Is There an ISW Potential During the Matter Dominant Era?

[Mordred]

I've been reading reading an older article on ISW (integrated Sache-wolfe effect). One line struck me as odd in the paper.
http://arxiv.org/abs/0801.4380v2

on page two the line " In particular, we know that during the matter dominated era the gravitational potential stays constant "

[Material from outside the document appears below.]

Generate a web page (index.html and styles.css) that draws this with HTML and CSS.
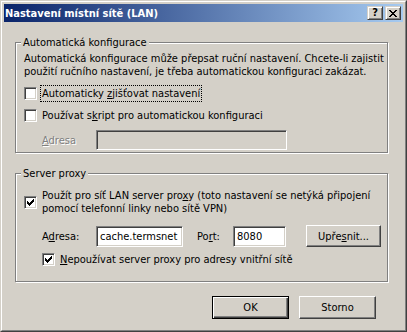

I can understand that during the matter dominant era, the cosmological constant effect is greatly reduced. However wouldn't there be an ISW potential due to dynamics of the matter dominant era?

 

[bapowell]

The gravitational potential referred to is the analog Newtonian potential associated with the matter perturbations (recall that the Newtonian potential, $\Phi$, vanishes in any homogeneous cosmology). We start with Poisson's Eq.,
$$\nabla ^2 \Phi = 4\pi G \delta \rho_m$$
where $\delta \rho_m$ is the matter perturbation. Usually a different quantity is actually solved for -- the density contrast: $$\delta = \delta \rho/\bar{\rho}$$ where the bar denotes an average, so we instead have
$$\nabla^2 \Phi = 4\pi G \bar{\rho}\delta_m$$ In order to solve Poisson's equation, we work in Fourier space so that the $\nabla^2$ brings down two factors of the physical wavenumber, $(k/a)^2$. Putting it all together we have
$$\Phi_k = 4 \pi G\left(\frac{a^2}{k^2}\right)\bar{\rho}\delta_{m,k}$$
Now, during matter domination we know that $\bar{\rho} \sim a^{-3}$, and there is a growing mode $\delta_k \sim a$ (this is found by solving the perturbation equation in Newtonian gauge). We find then
$$\Phi_k = 4\pi G \left(\frac{a^2}{k^2}\right) \frac{a}{a^3} = const$$.

EDIT: The important conceptual point here is that $\Phi$ is not associated with the background density, $\rho$ (or really $\bar{\rho}$), but with the perturbations. In a homogeneous cosmology, there is no gravitational potential/field.

 

[Mordred]

Thanks a ton that excellent explanation, answered the question beautifully.